Les négociations sur un accord d’investissement et les règles applicables aux entreprises publiques ne progressent pas. Elles ont été retardées, tant par la pandémie que par les campagnes de désinformation sur la gestion de la crise qu’ont menées des sources chinoises. Les polémiques sur le développement de la 5G, comme les tentatives de division du camp européen auxquelles se livre Pékin, au travers notamment des initiatives de la « nouvelle route de la soie » – elles impliquent des pays du Sud, de l’Est et des Balkans – sont d’autres « facteurs polluants », comme le qualifie un diplomate.

Autant dire que sur Hongkong ou les camps d’internement du Xinjiang, l’UE s’en tiendra sans doute aux formules habituelles. D’éventuelles sanctions – et lesquelles d’ailleurs ? – n’y changeraient rien.

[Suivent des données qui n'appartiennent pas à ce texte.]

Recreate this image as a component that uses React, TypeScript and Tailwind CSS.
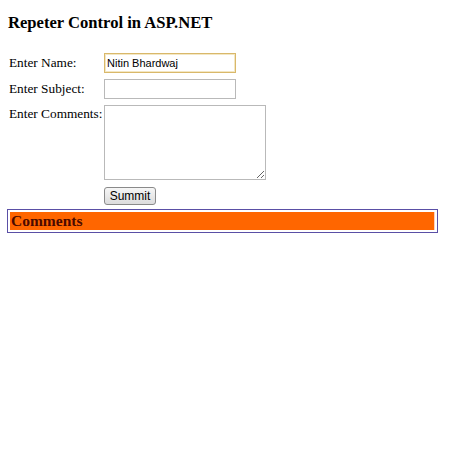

A l’époque du massacre de la place Tiananmen, en 1989, elles n’avaient abouti qu’à diviser le camp européen. La France allait batailler plus tard pour leur suppression en jugeant notamment « dépassé » l’embargo sur les livraisons d’armes.

« En réalité, personne n’a encore trouvé la manière d’amener le régime chinois à faire marche arrière », confirme Pierre Vimont.